When you have a brilliant idea and your client kills it, you have two choices:

  1. Come back with something even better.
  2. Give them what they’re expecting and just move on.

If you choose 1, and your client kills that idea, you have two choices:

  1. Come back with something even better.
  2. Give them what they’re expecting and just move on.

If you choose 1 again, and once more, your client kills that idea, you’re still left with two choices:

  1. Come back with something even better.
  2. Give them what they’re expecting and just move on.

The difference between great creatives and mediocre creatives is the ability to choose 1 again and again.

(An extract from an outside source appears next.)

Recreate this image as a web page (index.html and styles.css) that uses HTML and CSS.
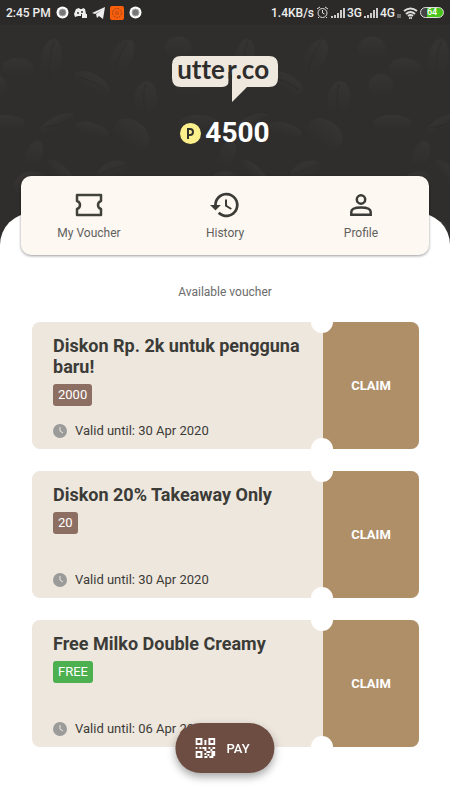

And I’d argue that more often than not, it’s also the difference between happy creatives and unhappy creatives.

To clocks, bad ads and good ads are identical.

In Hey, Whipple, Squeeze This! Luke Sullivan reminds us that it takes just as long to make a bad commercial as it does to make a good commercial. Whether it’s a brilliant, shining idea or a dripping wad of hair and toe jam, you’re still going to have to do storyboards for it. And present it to the client. And walk through a director through the idea. And sit through a pre-pro. And sit in video village. And edit. And revision after revision after revision.

So don’t cut corners on the idea. Make the idea solid. Because even if the client strips away your very best shots, and makes you change the music you love, and doesn’t want to pay $1 million for the celebrity voiceover, you’ll still have a strong idea.

If you spent the time to uncover it.